Each line that follows should be printed again exactly as it stands.

**DATA EXCERPT**.
____________________
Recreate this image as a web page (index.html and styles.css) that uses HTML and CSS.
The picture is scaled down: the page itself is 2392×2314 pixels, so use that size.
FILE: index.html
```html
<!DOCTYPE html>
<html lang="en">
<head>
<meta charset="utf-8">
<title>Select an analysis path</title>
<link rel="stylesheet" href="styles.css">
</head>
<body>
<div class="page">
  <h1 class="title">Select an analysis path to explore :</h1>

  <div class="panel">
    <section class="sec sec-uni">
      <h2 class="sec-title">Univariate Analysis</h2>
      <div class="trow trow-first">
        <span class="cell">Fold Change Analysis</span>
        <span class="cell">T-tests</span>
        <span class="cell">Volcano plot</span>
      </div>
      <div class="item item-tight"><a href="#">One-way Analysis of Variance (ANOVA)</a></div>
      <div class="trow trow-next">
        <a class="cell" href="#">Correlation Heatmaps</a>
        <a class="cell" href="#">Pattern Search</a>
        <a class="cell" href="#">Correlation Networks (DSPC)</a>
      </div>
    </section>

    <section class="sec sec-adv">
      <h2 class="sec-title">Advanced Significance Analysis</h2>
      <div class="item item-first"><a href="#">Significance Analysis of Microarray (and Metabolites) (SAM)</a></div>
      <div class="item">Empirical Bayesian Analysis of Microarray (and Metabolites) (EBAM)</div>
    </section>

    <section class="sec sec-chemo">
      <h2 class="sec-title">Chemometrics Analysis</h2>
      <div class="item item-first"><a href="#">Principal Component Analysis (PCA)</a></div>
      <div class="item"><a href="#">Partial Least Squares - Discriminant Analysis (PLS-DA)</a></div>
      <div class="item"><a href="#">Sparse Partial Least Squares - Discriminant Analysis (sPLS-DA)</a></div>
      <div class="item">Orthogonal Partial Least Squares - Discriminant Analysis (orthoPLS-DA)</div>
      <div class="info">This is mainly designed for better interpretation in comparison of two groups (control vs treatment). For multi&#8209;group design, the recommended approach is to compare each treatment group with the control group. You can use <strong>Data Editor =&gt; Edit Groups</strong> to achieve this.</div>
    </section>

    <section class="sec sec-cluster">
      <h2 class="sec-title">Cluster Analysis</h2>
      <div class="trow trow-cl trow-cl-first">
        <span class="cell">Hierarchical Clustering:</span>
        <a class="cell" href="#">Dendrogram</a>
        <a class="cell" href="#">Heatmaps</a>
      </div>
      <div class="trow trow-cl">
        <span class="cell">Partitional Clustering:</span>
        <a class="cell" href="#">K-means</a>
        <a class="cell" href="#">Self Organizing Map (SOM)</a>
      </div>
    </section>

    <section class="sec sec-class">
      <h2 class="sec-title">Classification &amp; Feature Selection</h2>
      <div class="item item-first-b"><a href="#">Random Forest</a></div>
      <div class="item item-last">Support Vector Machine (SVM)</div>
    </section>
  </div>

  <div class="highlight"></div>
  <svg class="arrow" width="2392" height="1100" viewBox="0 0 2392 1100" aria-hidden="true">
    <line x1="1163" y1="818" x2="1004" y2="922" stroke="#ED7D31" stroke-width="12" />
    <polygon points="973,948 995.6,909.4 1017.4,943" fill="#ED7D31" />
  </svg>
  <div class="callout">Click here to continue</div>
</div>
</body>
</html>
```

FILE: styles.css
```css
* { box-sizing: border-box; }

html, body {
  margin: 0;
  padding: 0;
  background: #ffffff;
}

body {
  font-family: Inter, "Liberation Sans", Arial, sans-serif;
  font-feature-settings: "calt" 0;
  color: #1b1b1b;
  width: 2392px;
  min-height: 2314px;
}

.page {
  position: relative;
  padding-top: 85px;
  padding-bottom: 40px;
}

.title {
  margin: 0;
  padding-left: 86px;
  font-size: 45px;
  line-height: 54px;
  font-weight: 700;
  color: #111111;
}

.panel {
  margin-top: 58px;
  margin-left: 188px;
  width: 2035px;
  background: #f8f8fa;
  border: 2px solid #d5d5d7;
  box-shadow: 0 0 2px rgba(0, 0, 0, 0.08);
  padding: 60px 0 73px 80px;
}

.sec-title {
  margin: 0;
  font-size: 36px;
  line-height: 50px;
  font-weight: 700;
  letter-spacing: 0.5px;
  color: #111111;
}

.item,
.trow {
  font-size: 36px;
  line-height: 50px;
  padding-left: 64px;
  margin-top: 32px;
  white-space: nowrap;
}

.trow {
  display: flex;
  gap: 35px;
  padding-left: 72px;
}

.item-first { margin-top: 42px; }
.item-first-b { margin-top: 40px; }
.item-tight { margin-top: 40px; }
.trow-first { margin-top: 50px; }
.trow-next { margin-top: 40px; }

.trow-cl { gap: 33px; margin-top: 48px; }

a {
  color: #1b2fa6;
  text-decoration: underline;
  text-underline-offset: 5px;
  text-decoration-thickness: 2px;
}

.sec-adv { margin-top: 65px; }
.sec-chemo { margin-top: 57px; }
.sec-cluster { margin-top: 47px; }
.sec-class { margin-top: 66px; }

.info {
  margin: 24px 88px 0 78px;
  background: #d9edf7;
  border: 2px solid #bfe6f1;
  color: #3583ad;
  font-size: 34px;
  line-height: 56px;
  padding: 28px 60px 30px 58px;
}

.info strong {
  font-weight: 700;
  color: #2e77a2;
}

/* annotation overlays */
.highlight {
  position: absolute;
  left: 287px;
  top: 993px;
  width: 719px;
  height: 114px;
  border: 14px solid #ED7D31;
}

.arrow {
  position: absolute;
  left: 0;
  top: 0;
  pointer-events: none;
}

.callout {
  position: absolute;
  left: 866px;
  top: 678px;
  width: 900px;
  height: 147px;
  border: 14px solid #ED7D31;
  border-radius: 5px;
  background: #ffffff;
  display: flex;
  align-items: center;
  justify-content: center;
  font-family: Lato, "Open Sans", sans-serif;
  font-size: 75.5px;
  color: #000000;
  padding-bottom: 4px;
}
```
____________________
**RESULT OF THE EXERCISE**.
Recreate this image as a web page (index.html and styles.css) that uses HTML and CSS.
The picture is scaled down: the page itself is 2392×2314 pixels, so use that size.
FILE: index.html
```html
<!DOCTYPE html>
<html lang="en">
<head>
<meta charset="utf-8">
<title>Select an analysis path</title>
<link rel="stylesheet" href="styles.css">
</head>
<body>
<div class="page">
  <h1 class="title">Select an analysis path to explore :</h1>

  <div class="panel">
    <section class="sec sec-uni">
      <h2 class="sec-title">Univariate Analysis</h2>
      <div class="trow trow-first">
        <span class="cell">Fold Change Analysis</span>
        <span class="cell">T-tests</span>
        <span class="cell">Volcano plot</span>
      </div>
      <div class="item item-tight"><a href="#">One-way Analysis of Variance (ANOVA)</a></div>
      <div class="trow trow-next">
        <a class="cell" href="#">Correlation Heatmaps</a>
        <a class="cell" href="#">Pattern Search</a>
        <a class="cell" href="#">Correlation Networks (DSPC)</a>
      </div>
    </section>

    <section class="sec sec-adv">
      <h2 class="sec-title">Advanced Significance Analysis</h2>
      <div class="item item-first"><a href="#">Significance Analysis of Microarray (and Metabolites) (SAM)</a></div>
      <div class="item">Empirical Bayesian Analysis of Microarray (and Metabolites) (EBAM)</div>
    </section>

    <section class="sec sec-chemo">
      <h2 class="sec-title">Chemometrics Analysis</h2>
      <div class="item item-first"><a href="#">Principal Component Analysis (PCA)</a></div>
      <div class="item"><a href="#">Partial Least Squares - Discriminant Analysis (PLS-DA)</a></div>
      <div class="item"><a href="#">Sparse Partial Least Squares - Discriminant Analysis (sPLS-DA)</a></div>
      <div class="item">Orthogonal Partial Least Squares - Discriminant Analysis (orthoPLS-DA)</div>
      <div class="info">This is mainly designed for better interpretation in comparison of two groups (control vs treatment). For multi&#8209;group design, the recommended approach is to compare each treatment group with the control group. You can use <strong>Data Editor =&gt; Edit Groups</strong> to achieve this.</div>
    </section>

    <section class="sec sec-cluster">
      <h2 class="sec-title">Cluster Analysis</h2>
      <div class="trow trow-cl trow-cl-first">
        <span class="cell">Hierarchical Clustering:</span>
        <a class="cell" href="#">Dendrogram</a>
        <a class="cell" href="#">Heatmaps</a>
      </div>
      <div class="trow trow-cl">
        <span class="cell">Partitional Clustering:</span>
        <a class="cell" href="#">K-means</a>
        <a class="cell" href="#">Self Organizing Map (SOM)</a>
      </div>
    </section>

    <section class="sec sec-class">
      <h2 class="sec-title">Classification &amp; Feature Selection</h2>
      <div class="item item-first-b"><a href="#">Random Forest</a></div>
      <div class="item item-last">Support Vector Machine (SVM)</div>
    </section>
  </div>

  <div class="highlight"></div>
  <svg class="arrow" width="2392" height="1100" viewBox="0 0 2392 1100" aria-hidden="true">
    <line x1="1163" y1="818" x2="1004" y2="922" stroke="#ED7D31" stroke-width="12" />
    <polygon points="973,948 995.6,909.4 1017.4,943" fill="#ED7D31" />
  </svg>
  <div class="callout">Click here to continue</div>
</div>
</body>
</html>
```

FILE: styles.css
```css
* { box-sizing: border-box; }

html, body {
  margin: 0;
  padding: 0;
  background: #ffffff;
}

body {
  font-family: Inter, "Liberation Sans", Arial, sans-serif;
  font-feature-settings: "calt" 0;
  color: #1b1b1b;
  width: 2392px;
  min-height: 2314px;
}

.page {
  position: relative;
  padding-top: 85px;
  padding-bottom: 40px;
}

.title {
  margin: 0;
  padding-left: 86px;
  font-size: 45px;
  line-height: 54px;
  font-weight: 700;
  color: #111111;
}

.panel {
  margin-top: 58px;
  margin-left: 188px;
  width: 2035px;
  background: #f8f8fa;
  border: 2px solid #d5d5d7;
  box-shadow: 0 0 2px rgba(0, 0, 0, 0.08);
  padding: 60px 0 73px 80px;
}

.sec-title {
  margin: 0;
  font-size: 36px;
  line-height: 50px;
  font-weight: 700;
  letter-spacing: 0.5px;
  color: #111111;
}

.item,
.trow {
  font-size: 36px;
  line-height: 50px;
  padding-left: 64px;
  margin-top: 32px;
  white-space: nowrap;
}

.trow {
  display: flex;
  gap: 35px;
  padding-left: 72px;
}

.item-first { margin-top: 42px; }
.item-first-b { margin-top: 40px; }
.item-tight { margin-top: 40px; }
.trow-first { margin-top: 50px; }
.trow-next { margin-top: 40px; }

.trow-cl { gap: 33px; margin-top: 48px; }

a {
  color: #1b2fa6;
  text-decoration: underline;
  text-underline-offset: 5px;
  text-decoration-thickness: 2px;
}

.sec-adv { margin-top: 65px; }
.sec-chemo { margin-top: 57px; }
.sec-cluster { margin-top: 47px; }
.sec-class { margin-top: 66px; }

.info {
  margin: 24px 88px 0 78px;
  background: #d9edf7;
  border: 2px solid #bfe6f1;
  color: #3583ad;
  font-size: 34px;
  line-height: 56px;
  padding: 28px 60px 30px 58px;
}

.info strong {
  font-weight: 700;
  color: #2e77a2;
}

/* annotation overlays */
.highlight {
  position: absolute;
  left: 287px;
  top: 993px;
  width: 719px;
  height: 114px;
  border: 14px solid #ED7D31;
}

.arrow {
  position: absolute;
  left: 0;
  top: 0;
  pointer-events: none;
}

.callout {
  position: absolute;
  left: 866px;
  top: 678px;
  width: 900px;
  height: 147px;
  border: 14px solid #ED7D31;
  border-radius: 5px;
  background: #ffffff;
  display: flex;
  align-items: center;
  justify-content: center;
  font-family: Lato, "Open Sans", sans-serif;
  font-size: 75.5px;
  color: #000000;
  padding-bottom: 4px;
}
```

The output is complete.